Joshua McLaren: What are you to seeing, especially in disaster space, in terms of the influence of these [social media] companies? Is it positive? Is it is it negative? I’d love to hear from your perspectives.
Mar Reddy-Hjelmfelt: I would say that it’s a mixture of both positive and negative. In terms of Facebook, I will give them credit for their
Crisis Response pages. I wish they had come earlier. That was actually the big draw for me to even go to social media was the ability to keep track of friends and family and whether they were okay. There’s that immediacy if you think of, say, the Pacific US tsunami, back in—what was it—1964. Think about the difference between having that tsunami alert come and knowing about it and now.
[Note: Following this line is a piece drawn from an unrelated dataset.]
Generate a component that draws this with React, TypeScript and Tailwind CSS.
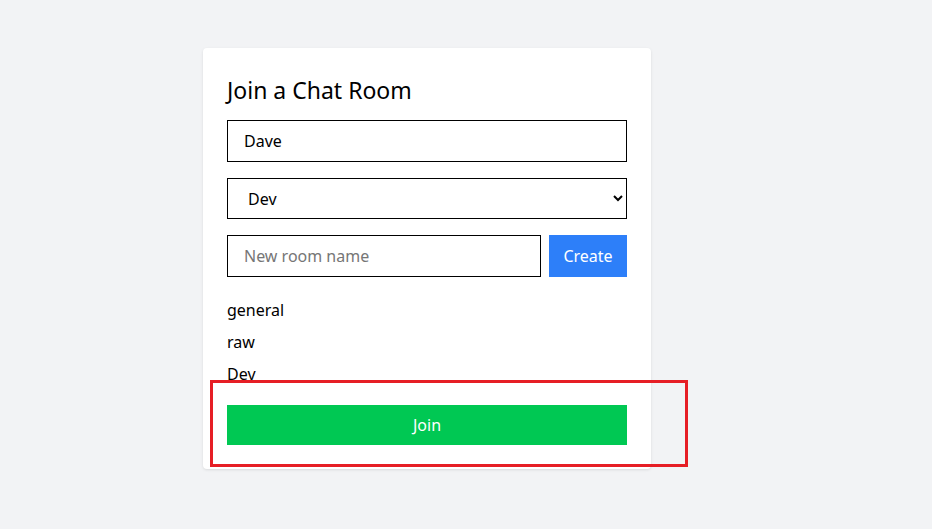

I was actually online when the when the big tsunami hit Japan, and we were all watching live video. We knew what was happening. I was able to call my father and find out about his colleagues, like, right away. There’s an immediacy to knowing what’s going on. On the flip side of that, you’re getting a perception of what’s going on. The feeds will light up with people saying things that may or may not be true in the in the construct of emergency management.
So, what’s actually happening and what people can see and what they put out—that can be vastly different than the on the ground situation, because they’re operating in a bubble. And they’re not—I won’t say everybody is not involved, obviously, there’s some people in emergency management. But even some people who are in the emergency management world may not be on that incident.
So it’s really important to look at those feeds in a context and keeping in mind that there’s extraneous information coming in, even from people who are professionals.
Colleen Hagerty: And I would absolutely agree with Mar that I think it’s really hard to say this is a good thing or a bad thing. Because even on an individual level, you can go to an area that was hit with a hurricane and ask someone, well, how did social media impact the way that you were able to recover from this? Or what role does social media play for you in this? And you’re going to get vastly different responses.
You’ll have one person who says it’s been incredible, I was displaced from my community, and I can connect back with those people through a Facebook group. We can share resources, I learned about something I wouldn’t have known because I’m in a different state so I couldn’t see the FEMA booth that popped up. It really has been transformative for some people in giving them not only resources, but a sense of connection that, before social media, was really severed, especially with events that caused evacuations and mass displacements.
At the same time, you talk to someone else and they’re gonna say, well, it’s been terrible for me because I was the victim of a scam, or I followed misinformation and then I wasn’t able to—even if it was something, a mistake as small as someone putting the wrong date in for when someone could go pick up resources, could go get socks or food or something they really needed. And those small things happen all the time. But for someone who just went through something so traumatic, that can be enough to really set them back.
So, I think as Mar was saying, I mean, it’s so important to consider from a large standpoint, but I think even from that individual person, that individual community, you’re going to hear really different things. And it’s tough to say, you know, we should get rid of this, or we should encourage this, because it’s just so varied.